• Supplied material:
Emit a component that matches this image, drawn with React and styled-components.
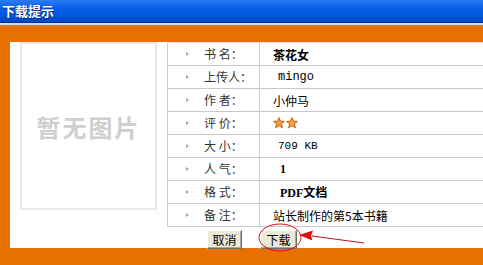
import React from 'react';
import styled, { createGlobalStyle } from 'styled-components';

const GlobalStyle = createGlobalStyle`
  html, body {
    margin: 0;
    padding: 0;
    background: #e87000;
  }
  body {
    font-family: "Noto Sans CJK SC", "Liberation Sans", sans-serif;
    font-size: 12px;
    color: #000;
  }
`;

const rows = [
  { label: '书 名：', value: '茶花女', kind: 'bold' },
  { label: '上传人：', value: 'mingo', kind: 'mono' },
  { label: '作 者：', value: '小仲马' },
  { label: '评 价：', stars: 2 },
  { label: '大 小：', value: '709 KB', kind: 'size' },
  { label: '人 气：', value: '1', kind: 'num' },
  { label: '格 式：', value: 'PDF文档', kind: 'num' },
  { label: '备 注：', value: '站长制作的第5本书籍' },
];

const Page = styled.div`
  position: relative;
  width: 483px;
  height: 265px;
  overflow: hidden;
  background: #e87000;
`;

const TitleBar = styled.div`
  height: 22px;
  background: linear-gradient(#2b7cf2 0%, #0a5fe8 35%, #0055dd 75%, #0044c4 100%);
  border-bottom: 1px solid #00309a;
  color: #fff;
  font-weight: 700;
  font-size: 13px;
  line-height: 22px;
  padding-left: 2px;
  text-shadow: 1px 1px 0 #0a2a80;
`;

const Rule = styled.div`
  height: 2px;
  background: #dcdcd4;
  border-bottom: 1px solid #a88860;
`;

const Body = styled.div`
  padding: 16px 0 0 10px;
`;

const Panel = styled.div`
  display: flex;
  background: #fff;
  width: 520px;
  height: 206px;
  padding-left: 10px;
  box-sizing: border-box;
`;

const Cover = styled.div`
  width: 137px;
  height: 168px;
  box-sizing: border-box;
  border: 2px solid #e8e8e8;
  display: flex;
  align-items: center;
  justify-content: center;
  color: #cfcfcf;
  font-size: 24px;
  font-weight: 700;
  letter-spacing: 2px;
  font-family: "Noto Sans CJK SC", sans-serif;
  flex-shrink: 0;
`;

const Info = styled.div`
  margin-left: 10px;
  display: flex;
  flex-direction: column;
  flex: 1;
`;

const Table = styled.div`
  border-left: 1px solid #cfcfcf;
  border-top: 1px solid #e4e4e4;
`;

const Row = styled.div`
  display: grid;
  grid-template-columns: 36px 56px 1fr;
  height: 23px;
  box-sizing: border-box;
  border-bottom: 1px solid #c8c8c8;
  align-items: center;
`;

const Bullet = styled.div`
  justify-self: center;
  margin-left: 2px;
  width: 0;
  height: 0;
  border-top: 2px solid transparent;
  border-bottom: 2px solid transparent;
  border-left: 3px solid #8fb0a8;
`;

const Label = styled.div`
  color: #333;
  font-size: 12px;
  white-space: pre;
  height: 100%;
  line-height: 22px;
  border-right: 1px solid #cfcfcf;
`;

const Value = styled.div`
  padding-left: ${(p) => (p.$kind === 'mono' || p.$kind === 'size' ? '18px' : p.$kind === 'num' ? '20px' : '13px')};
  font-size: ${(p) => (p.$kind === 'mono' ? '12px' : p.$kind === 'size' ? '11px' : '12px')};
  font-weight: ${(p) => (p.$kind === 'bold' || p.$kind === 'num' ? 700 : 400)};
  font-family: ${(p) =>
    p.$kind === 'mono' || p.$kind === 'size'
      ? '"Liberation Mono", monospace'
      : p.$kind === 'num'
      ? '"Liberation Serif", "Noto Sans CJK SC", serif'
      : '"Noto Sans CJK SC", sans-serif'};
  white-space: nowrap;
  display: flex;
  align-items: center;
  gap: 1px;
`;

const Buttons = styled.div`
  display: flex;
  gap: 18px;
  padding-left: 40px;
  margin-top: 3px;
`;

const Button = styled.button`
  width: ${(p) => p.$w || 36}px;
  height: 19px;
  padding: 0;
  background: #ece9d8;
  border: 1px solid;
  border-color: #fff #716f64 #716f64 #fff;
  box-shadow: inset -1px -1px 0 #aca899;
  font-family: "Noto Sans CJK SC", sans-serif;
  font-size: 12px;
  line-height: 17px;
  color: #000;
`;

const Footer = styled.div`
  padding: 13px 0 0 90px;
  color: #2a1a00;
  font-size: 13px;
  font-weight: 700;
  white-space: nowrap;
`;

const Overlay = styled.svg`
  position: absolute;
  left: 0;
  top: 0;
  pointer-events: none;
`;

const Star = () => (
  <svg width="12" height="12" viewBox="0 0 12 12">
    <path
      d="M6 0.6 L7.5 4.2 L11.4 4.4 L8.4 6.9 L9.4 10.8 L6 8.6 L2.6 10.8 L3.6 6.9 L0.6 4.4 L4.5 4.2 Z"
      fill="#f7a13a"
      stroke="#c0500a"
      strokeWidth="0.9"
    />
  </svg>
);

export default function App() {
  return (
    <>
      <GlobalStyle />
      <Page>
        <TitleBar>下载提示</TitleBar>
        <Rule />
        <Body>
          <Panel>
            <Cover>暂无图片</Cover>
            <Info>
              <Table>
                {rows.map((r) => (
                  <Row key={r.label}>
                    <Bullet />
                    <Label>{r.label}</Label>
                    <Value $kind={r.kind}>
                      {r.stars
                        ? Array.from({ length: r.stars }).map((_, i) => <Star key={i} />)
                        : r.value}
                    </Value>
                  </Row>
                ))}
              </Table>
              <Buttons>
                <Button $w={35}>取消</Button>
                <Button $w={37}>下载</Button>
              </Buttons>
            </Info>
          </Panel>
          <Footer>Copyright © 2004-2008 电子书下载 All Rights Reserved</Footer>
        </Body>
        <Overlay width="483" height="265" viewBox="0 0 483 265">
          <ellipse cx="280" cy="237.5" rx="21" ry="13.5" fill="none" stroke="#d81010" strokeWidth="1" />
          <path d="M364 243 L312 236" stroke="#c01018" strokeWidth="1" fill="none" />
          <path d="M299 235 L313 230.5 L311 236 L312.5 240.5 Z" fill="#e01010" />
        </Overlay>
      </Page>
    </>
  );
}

• Task: Do not include the images; transcribe the rest of the listing exactly.

• Response below:
Emit a component that matches this image, drawn with React and styled-components.
import React from 'react';
import styled, { createGlobalStyle } from 'styled-components';

const GlobalStyle = createGlobalStyle`
  html, body {
    margin: 0;
    padding: 0;
    background: #e87000;
  }
  body {
    font-family: "Noto Sans CJK SC", "Liberation Sans", sans-serif;
    font-size: 12px;
    color: #000;
  }
`;

const rows = [
  { label: '书 名：', value: '茶花女', kind: 'bold' },
  { label: '上传人：', value: 'mingo', kind: 'mono' },
  { label: '作 者：', value: '小仲马' },
  { label: '评 价：', stars: 2 },
  { label: '大 小：', value: '709 KB', kind: 'size' },
  { label: '人 气：', value: '1', kind: 'num' },
  { label: '格 式：', value: 'PDF文档', kind: 'num' },
  { label: '备 注：', value: '站长制作的第5本书籍' },
];

const Page = styled.div`
  position: relative;
  width: 483px;
  height: 265px;
  overflow: hidden;
  background: #e87000;
`;

const TitleBar = styled.div`
  height: 22px;
  background: linear-gradient(#2b7cf2 0%, #0a5fe8 35%, #0055dd 75%, #0044c4 100%);
  border-bottom: 1px solid #00309a;
  color: #fff;
  font-weight: 700;
  font-size: 13px;
  line-height: 22px;
  padding-left: 2px;
  text-shadow: 1px 1px 0 #0a2a80;
`;

const Rule = styled.div`
  height: 2px;
  background: #dcdcd4;
  border-bottom: 1px solid #a88860;
`;

const Body = styled.div`
  padding: 16px 0 0 10px;
`;

const Panel = styled.div`
  display: flex;
  background: #fff;
  width: 520px;
  height: 206px;
  padding-left: 10px;
  box-sizing: border-box;
`;

const Cover = styled.div`
  width: 137px;
  height: 168px;
  box-sizing: border-box;
  border: 2px solid #e8e8e8;
  display: flex;
  align-items: center;
  justify-content: center;
  color: #cfcfcf;
  font-size: 24px;
  font-weight: 700;
  letter-spacing: 2px;
  font-family: "Noto Sans CJK SC", sans-serif;
  flex-shrink: 0;
`;

const Info = styled.div`
  margin-left: 10px;
  display: flex;
  flex-direction: column;
  flex: 1;
`;

const Table = styled.div`
  border-left: 1px solid #cfcfcf;
  border-top: 1px solid #e4e4e4;
`;

const Row = styled.div`
  display: grid;
  grid-template-columns: 36px 56px 1fr;
  height: 23px;
  box-sizing: border-box;
  border-bottom: 1px solid #c8c8c8;
  align-items: center;
`;

const Bullet = styled.div`
  justify-self: center;
  margin-left: 2px;
  width: 0;
  height: 0;
  border-top: 2px solid transparent;
  border-bottom: 2px solid transparent;
  border-left: 3px solid #8fb0a8;
`;

const Label = styled.div`
  color: #333;
  font-size: 12px;
  white-space: pre;
  height: 100%;
  line-height: 22px;
  border-right: 1px solid #cfcfcf;
`;

const Value = styled.div`
  padding-left: ${(p) => (p.$kind === 'mono' || p.$kind === 'size' ? '18px' : p.$kind === 'num' ? '20px' : '13px')};
  font-size: ${(p) => (p.$kind === 'mono' ? '12px' : p.$kind === 'size' ? '11px' : '12px')};
  font-weight: ${(p) => (p.$kind === 'bold' || p.$kind === 'num' ? 700 : 400)};
  font-family: ${(p) =>
    p.$kind === 'mono' || p.$kind === 'size'
      ? '"Liberation Mono", monospace'
      : p.$kind === 'num'
      ? '"Liberation Serif", "Noto Sans CJK SC", serif'
      : '"Noto Sans CJK SC", sans-serif'};
  white-space: nowrap;
  display: flex;
  align-items: center;
  gap: 1px;
`;

const Buttons = styled.div`
  display: flex;
  gap: 18px;
  padding-left: 40px;
  margin-top: 3px;
`;

const Button = styled.button`
  width: ${(p) => p.$w || 36}px;
  height: 19px;
  padding: 0;
  background: #ece9d8;
  border: 1px solid;
  border-color: #fff #716f64 #716f64 #fff;
  box-shadow: inset -1px -1px 0 #aca899;
  font-family: "Noto Sans CJK SC", sans-serif;
  font-size: 12px;
  line-height: 17px;
  color: #000;
`;

const Footer = styled.div`
  padding: 13px 0 0 90px;
  color: #2a1a00;
  font-size: 13px;
  font-weight: 700;
  white-space: nowrap;
`;

const Overlay = styled.svg`
  position: absolute;
  left: 0;
  top: 0;
  pointer-events: none;
`;

const Star = () => (
  <svg width="12" height="12" viewBox="0 0 12 12">
    <path
      d="M6 0.6 L7.5 4.2 L11.4 4.4 L8.4 6.9 L9.4 10.8 L6 8.6 L2.6 10.8 L3.6 6.9 L0.6 4.4 L4.5 4.2 Z"
      fill="#f7a13a"
      stroke="#c0500a"
      strokeWidth="0.9"
    />
  </svg>
);

export default function App() {
  return (
    <>
      <GlobalStyle />
      <Page>
        <TitleBar>下载提示</TitleBar>
        <Rule />
        <Body>
          <Panel>
            <Cover>暂无图片</Cover>
            <Info>
              <Table>
                {rows.map((r) => (
                  <Row key={r.label}>
                    <Bullet />
                    <Label>{r.label}</Label>
                    <Value $kind={r.kind}>
                      {r.stars
                        ? Array.from({ length: r.stars }).map((_, i) => <Star key={i} />)
                        : r.value}
                    </Value>
                  </Row>
                ))}
              </Table>
              <Buttons>
                <Button $w={35}>取消</Button>
                <Button $w={37}>下载</Button>
              </Buttons>
            </Info>
          </Panel>
          <Footer>Copyright © 2004-2008 电子书下载 All Rights Reserved</Footer>
        </Body>
        <Overlay width="483" height="265" viewBox="0 0 483 265">
          <ellipse cx="280" cy="237.5" rx="21" ry="13.5" fill="none" stroke="#d81010" strokeWidth="1" />
          <path d="M364 243 L312 236" stroke="#c01018" strokeWidth="1" fill="none" />
          <path d="M299 235 L313 230.5 L311 236 L312.5 240.5 Z" fill="#e01010" />
        </Overlay>
      </Page>
    </>
  );
}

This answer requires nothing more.